▸ SHORT EXERCISE: Find every line in the records below that holds the word "React", and copy it out.

[Pages as source code]
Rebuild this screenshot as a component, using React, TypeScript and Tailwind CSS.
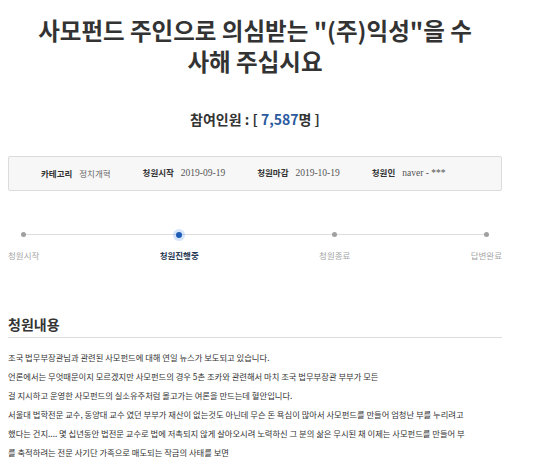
import React from "react";

const steps = [
  { label: "청원시작", active: false },
  { label: "청원진행중", active: true },
  { label: "청원종료", active: false },
  { label: "답변완료", active: false },
];

const body = [
  "조국 법무부장관님과 관련된 사모펀드에 대해 연일 뉴스가 보도되고 있습니다.",
  "언론에서는 무엇때문이지 모르겠지만 사모펀드의 경우 5촌 조카와 관련해서 마치 조국 법무부장관 부부가 모든",
  "걸 지시하고 운영한 사모펀드의 실소유주처럼 몰고가는 여론을 만드는데 혈안입니다.",
  "서울대 법학전문 교수, 동양대 교수 였던 부부가 재산이 없는것도 아닌데 무슨 돈 욕심이 많아서 사모펀드를 만들어 엄청난 부를 누리려고",
  "했다는 건지.... 몇 십년동안 법전문 교수로 법에 저촉되지 않게 살아오시려 노력하신 그 분의 삶은 무시된 채 이제는 사모펀드를 만들어 부",
  "를 축적하려는 전문 사기단 가족으로 매도되는 작금의 사태를 보면",
];

function Info({ label, value, serif }: { label: string; value: string; serif?: boolean }) {
  return (
    <div className="flex items-baseline gap-[7px]">
      <span className="font-bold text-[#333]">{label}</span>
      <span className={serif ? "font-['Liberation_Serif',serif] text-[9.5px] text-[#555]" : "text-[#666]"}>{value}</span>
    </div>
  );
}

export default function App() {
  return (
    <div className="h-[457px] w-[560px] overflow-hidden bg-white font-['Noto_Sans_CJK_KR','Noto_Sans',sans-serif] text-[#333]">
      <div className="ml-2 w-[494px]">
        <h1 className="pt-[15px] text-center text-[23.5px] font-bold leading-[31px] text-[#333]">
          사모펀드 주인으로 의심받는 "(주)익성"을 수<br />사해 주십시요
        </h1>

        <div className="mt-[32px] text-center text-[14px] font-bold leading-[20px]">
          참여인원 : [ <span className="text-[#2b5a9e]">7,587</span>명 ]
        </div>

        <div className="mt-[27px] flex h-[35px] items-center gap-[32px] rounded-[2px] border border-[#dcdcdc] bg-[#f7f7f7] pl-[32px] text-[8.5px]">
          <Info label="카테고리" value="정치개혁" />
          <Info label="청원시작" value="2019-09-19" serif />
          <Info label="청원마감" value="2019-10-19" serif />
          <Info label="청원인" value="naver - ***" serif />
        </div>

        <div className="relative mt-[39px]">
          <div className="absolute left-[16px] right-[16px] top-[4px] h-px bg-[#ddd]" />
          <div className="relative flex justify-between">
            {steps.map((s) => (
              <div key={s.label} className="flex flex-col items-center">
                <div className="flex h-[9px] items-center justify-center">
                  {s.active ? (
                    <span className="h-[6px] w-[6px] rounded-full bg-[#1d5db5] shadow-[0_0_0_3px_rgba(90,150,230,0.25)]" />
                  ) : (
                    <span className="h-[5px] w-[5px] rounded-full bg-[#a0a0a0]" />
                  )}
                </div>
                <span
                  className={
                    s.active
                      ? "mt-[9px] text-[8.5px] font-bold leading-[14px] text-[#2a3b55]"
                      : "mt-[9px] text-[8.5px] leading-[14px] text-[#a5a5a5]"
                  }
                >
                  {s.label}
                </span>
              </div>
            ))}
          </div>
        </div>

        <h2 className="mt-[52px] text-[14px] font-bold leading-[20px] text-[#333]">청원내용</h2>
        <div className="mt-[3px] h-px bg-[#dcdcdc]" />
        <div className="mt-[10px] text-[8.3px] leading-[19px] text-[#333]">
          {body.map((l) => (
            <div key={l} className="whitespace-nowrap">
              {l}
            </div>
          ))}
        </div>
      </div>
    </div>
  );
}
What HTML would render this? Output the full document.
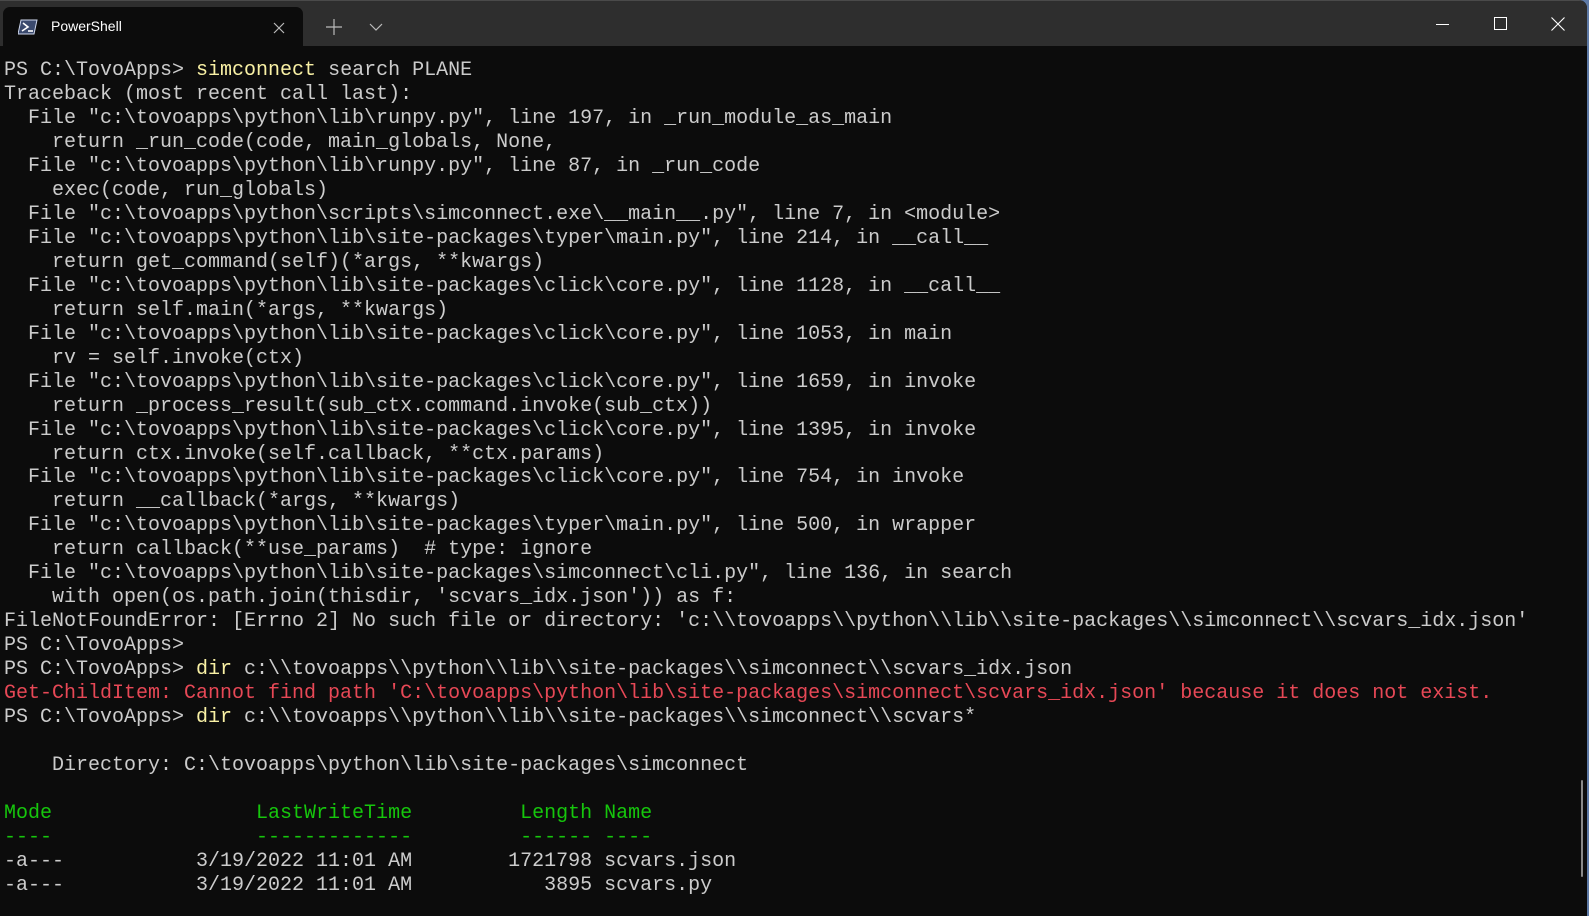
<!DOCTYPE html>
<html><head><meta charset="utf-8"><style>
html,body{margin:0;padding:0;width:1589px;height:916px;overflow:hidden;background:#5e7aa6;}
.win{position:absolute;left:0;top:0;width:1587px;height:916px;background:#0c0c0c;border-top-right-radius:8px;overflow:hidden;}
.title{position:absolute;left:0;top:0;width:100%;height:46px;background:#2e2e2e;border-top:1px solid #4a4a4a;box-sizing:border-box;}
.tab{position:absolute;left:3px;top:6px;width:300px;height:40px;background:#0c0c0c;border-radius:7px 7px 0 0;}
.tab .t{position:absolute;left:48px;top:11px;font:14px "Liberation Sans",sans-serif;color:#fff;}
.term{position:absolute;left:4px;top:59px;font-family:"Liberation Mono",monospace;font-size:20px;color:#cccccc;white-space:pre;}
.term div{height:23.98px;line-height:23.98px;}
.y{color:#f9f1a5}.r{color:#e74856}.g{color:#16c60c}
.sb{position:absolute;left:1581px;top:780px;width:2px;height:97px;background:#8a8a8a;border-radius:1px;}
</style></head><body><div class="win">
<div class="title">
<div class="tab">
<svg style="position:absolute;left:15px;top:12px" width="20" height="16" viewBox="0 0 20 16"><path d="M3 1h16l-3 14H0z" fill="#3b4a6e" stroke="#cfd8ee" stroke-width="1"/><path d="M5 4l5 4-6 4" fill="none" stroke="#fff" stroke-width="1.6"/><path d="M10 12h5" stroke="#fff" stroke-width="1.6"/></svg>
<span class="t">PowerShell</span>
<svg style="position:absolute;left:270px;top:15px" width="12" height="12"><path d="M1 1l10 10M11 1L1 11" stroke="#bbb" stroke-width="1.2"/></svg>
</div>
<svg style="position:absolute;left:326px;top:18px" width="16" height="16"><path d="M8 0v16M0 8h16" stroke="#bbb" stroke-width="1.2"/></svg>
<svg style="position:absolute;left:369px;top:22px" width="14" height="8"><path d="M1 1l6 6 6-6" fill="none" stroke="#bbb" stroke-width="1.2"/></svg>
<svg style="position:absolute;left:1436px;top:22px" width="14" height="3"><path d="M0 1.5h13" stroke="#fff" stroke-width="1"/></svg>
<svg style="position:absolute;left:1494px;top:16px" width="14" height="14"><rect x="0.5" y="0.5" width="12" height="12" fill="none" stroke="#fff" stroke-width="1"/></svg>
<svg style="position:absolute;left:1551px;top:16px" width="14" height="14"><path d="M0.5 0.5l13 13M13.5 0.5l-13 13" stroke="#fff" stroke-width="1.1"/></svg>
</div>
<div class="term"><div>PS C:\TovoApps&gt; <span class="y">simconnect</span> search PLANE</div><div>Traceback (most recent call last):</div><div>  File "c:\tovoapps\python\lib\runpy.py", line 197, in _run_module_as_main</div><div>    return _run_code(code, main_globals, None,</div><div>  File "c:\tovoapps\python\lib\runpy.py", line 87, in _run_code</div><div>    exec(code, run_globals)</div><div>  File "c:\tovoapps\python\scripts\simconnect.exe\__main__.py", line 7, in &lt;module&gt;</div><div>  File "c:\tovoapps\python\lib\site-packages\typer\main.py", line 214, in __call__</div><div>    return get_command(self)(*args, **kwargs)</div><div>  File "c:\tovoapps\python\lib\site-packages\click\core.py", line 1128, in __call__</div><div>    return self.main(*args, **kwargs)</div><div>  File "c:\tovoapps\python\lib\site-packages\click\core.py", line 1053, in main</div><div>    rv = self.invoke(ctx)</div><div>  File "c:\tovoapps\python\lib\site-packages\click\core.py", line 1659, in invoke</div><div>    return _process_result(sub_ctx.command.invoke(sub_ctx))</div><div>  File "c:\tovoapps\python\lib\site-packages\click\core.py", line 1395, in invoke</div><div>    return ctx.invoke(self.callback, **ctx.params)</div><div>  File "c:\tovoapps\python\lib\site-packages\click\core.py", line 754, in invoke</div><div>    return __callback(*args, **kwargs)</div><div>  File "c:\tovoapps\python\lib\site-packages\typer\main.py", line 500, in wrapper</div><div>    return callback(**use_params)  # type: ignore</div><div>  File "c:\tovoapps\python\lib\site-packages\simconnect\cli.py", line 136, in search</div><div>    with open(os.path.join(thisdir, 'scvars_idx.json')) as f:</div><div>FileNotFoundError: [Errno 2] No such file or directory: 'c:\\tovoapps\\python\\lib\\site-packages\\simconnect\\scvars_idx.json'</div><div>PS C:\TovoApps&gt;</div><div>PS C:\TovoApps&gt; <span class="y">dir</span> c:\\tovoapps\\python\\lib\\site-packages\\simconnect\\scvars_idx.json</div><div class="r">Get-ChildItem: Cannot find path 'C:\tovoapps\python\lib\site-packages\simconnect\scvars_idx.json' because it does not exist.</div><div>PS C:\TovoApps&gt; <span class="y">dir</span> c:\\tovoapps\\python\\lib\\site-packages\\simconnect\\scvars*</div><div> </div><div>    Directory: C:\tovoapps\python\lib\site-packages\simconnect</div><div> </div><div class="g">Mode                 LastWriteTime         Length Name</div><div class="g">----                 -------------         ------ ----</div><div>-a---           3/19/2022 11:01 AM        1721798 scvars.json</div><div>-a---           3/19/2022 11:01 AM           3895 scvars.py</div></div>
<div class="sb"></div>
</div></body></html>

▸ REPLY:
Rebuild this screenshot as a component, using React, TypeScript and Tailwind CSS.
import React from "react";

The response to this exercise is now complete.